◆ What this task involves ◆
Take the lines from the head of the listing through the one bearing "string; value?: string;" and copy them exactly, leaving every picture out.
** start Provided data **
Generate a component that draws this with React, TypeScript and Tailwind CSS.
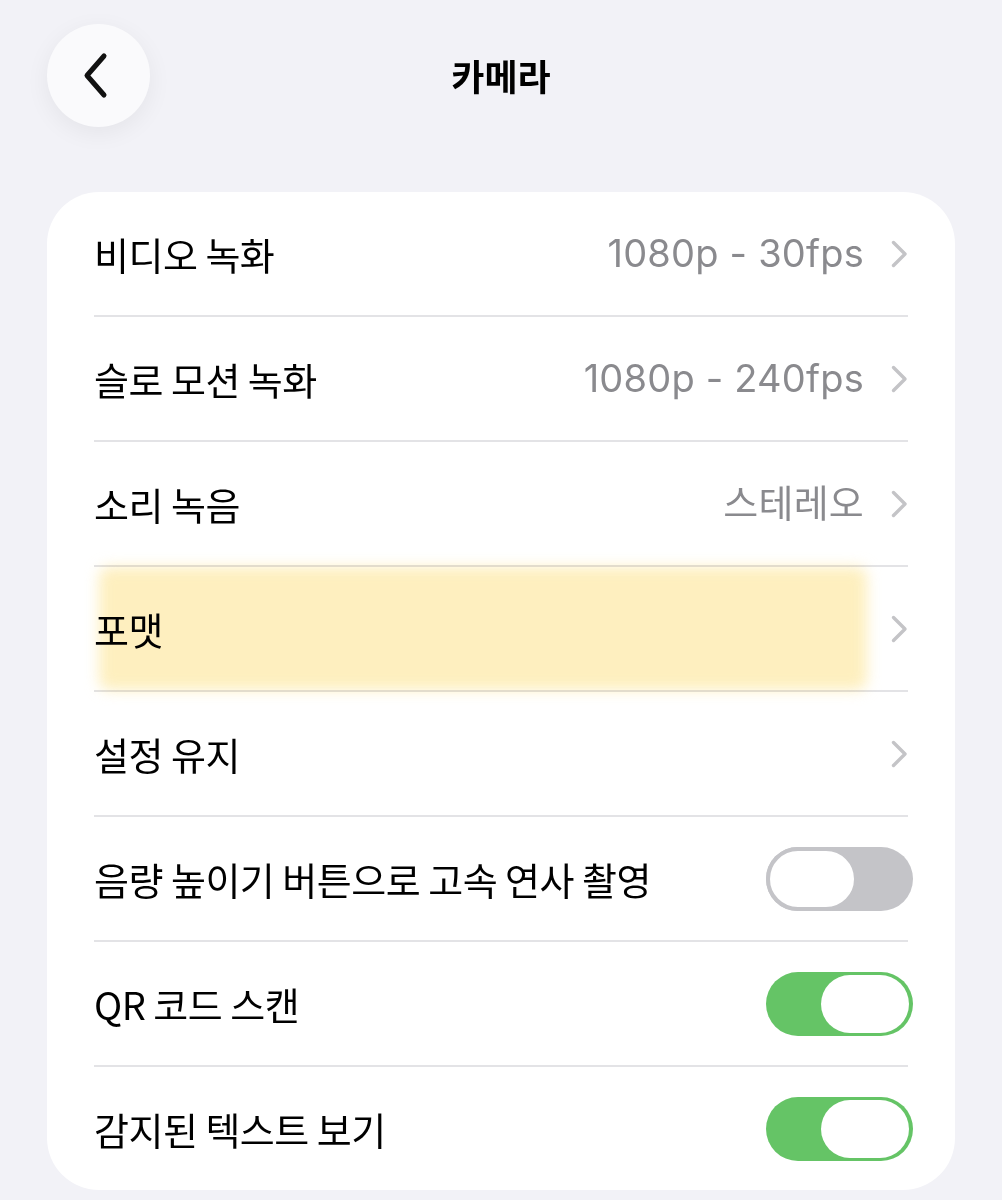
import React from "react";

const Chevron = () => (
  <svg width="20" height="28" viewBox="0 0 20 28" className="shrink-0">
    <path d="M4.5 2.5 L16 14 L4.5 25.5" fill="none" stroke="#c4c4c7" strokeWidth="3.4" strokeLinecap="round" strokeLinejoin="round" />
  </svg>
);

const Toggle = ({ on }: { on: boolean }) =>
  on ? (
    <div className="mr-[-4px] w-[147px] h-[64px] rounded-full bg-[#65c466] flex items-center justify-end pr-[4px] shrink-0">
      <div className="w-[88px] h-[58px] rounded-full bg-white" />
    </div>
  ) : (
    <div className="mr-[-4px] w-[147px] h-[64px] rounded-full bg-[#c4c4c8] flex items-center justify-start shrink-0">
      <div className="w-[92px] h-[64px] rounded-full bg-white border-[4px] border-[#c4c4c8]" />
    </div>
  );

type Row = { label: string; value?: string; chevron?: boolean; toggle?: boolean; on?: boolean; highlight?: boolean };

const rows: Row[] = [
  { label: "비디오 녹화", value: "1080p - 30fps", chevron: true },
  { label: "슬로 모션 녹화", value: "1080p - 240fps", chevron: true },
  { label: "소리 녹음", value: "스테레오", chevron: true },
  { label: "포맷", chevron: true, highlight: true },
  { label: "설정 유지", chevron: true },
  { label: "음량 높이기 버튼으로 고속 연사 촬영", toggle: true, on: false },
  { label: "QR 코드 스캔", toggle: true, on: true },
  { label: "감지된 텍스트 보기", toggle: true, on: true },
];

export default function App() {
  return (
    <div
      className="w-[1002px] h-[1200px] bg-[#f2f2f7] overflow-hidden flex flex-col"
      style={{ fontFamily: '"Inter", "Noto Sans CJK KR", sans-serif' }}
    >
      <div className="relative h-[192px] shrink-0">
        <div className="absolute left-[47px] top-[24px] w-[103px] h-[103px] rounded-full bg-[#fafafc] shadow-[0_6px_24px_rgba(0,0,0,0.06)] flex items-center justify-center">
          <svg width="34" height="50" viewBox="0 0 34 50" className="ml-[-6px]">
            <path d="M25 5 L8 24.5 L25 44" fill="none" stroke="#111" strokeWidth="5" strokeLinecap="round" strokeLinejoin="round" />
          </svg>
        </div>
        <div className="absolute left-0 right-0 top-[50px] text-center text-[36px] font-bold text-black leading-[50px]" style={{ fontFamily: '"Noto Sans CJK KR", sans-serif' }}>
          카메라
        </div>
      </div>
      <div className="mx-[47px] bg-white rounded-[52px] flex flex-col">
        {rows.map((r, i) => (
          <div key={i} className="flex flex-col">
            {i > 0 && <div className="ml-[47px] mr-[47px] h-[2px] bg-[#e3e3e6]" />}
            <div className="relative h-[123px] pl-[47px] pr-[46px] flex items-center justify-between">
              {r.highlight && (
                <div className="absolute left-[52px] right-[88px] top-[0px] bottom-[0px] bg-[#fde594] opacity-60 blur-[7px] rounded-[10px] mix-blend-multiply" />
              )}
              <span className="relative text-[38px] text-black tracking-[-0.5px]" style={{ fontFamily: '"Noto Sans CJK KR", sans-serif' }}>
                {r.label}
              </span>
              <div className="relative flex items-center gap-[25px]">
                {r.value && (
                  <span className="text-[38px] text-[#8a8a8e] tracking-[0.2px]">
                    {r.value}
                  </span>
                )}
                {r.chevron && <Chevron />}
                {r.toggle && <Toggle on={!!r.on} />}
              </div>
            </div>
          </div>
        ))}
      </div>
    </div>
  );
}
** end Provided data **
◆ Final answer ◆
Generate a component that draws this with React, TypeScript and Tailwind CSS.
import React from "react";

const Chevron = () => (
  <svg width="20" height="28" viewBox="0 0 20 28" className="shrink-0">
    <path d="M4.5 2.5 L16 14 L4.5 25.5" fill="none" stroke="#c4c4c7" strokeWidth="3.4" strokeLinecap="round" strokeLinejoin="round" />
  </svg>
);

const Toggle = ({ on }: { on: boolean }) =>
  on ? (
    <div className="mr-[-4px] w-[147px] h-[64px] rounded-full bg-[#65c466] flex items-center justify-end pr-[4px] shrink-0">
      <div className="w-[88px] h-[58px] rounded-full bg-white" />
    </div>
  ) : (
    <div className="mr-[-4px] w-[147px] h-[64px] rounded-full bg-[#c4c4c8] flex items-center justify-start shrink-0">
      <div className="w-[92px] h-[64px] rounded-full bg-white border-[4px] border-[#c4c4c8]" />
    </div>
  );

type Row = { label: string; value?: string; chevron?: boolean; toggle?: boolean; on?: boolean; highlight?: boolean };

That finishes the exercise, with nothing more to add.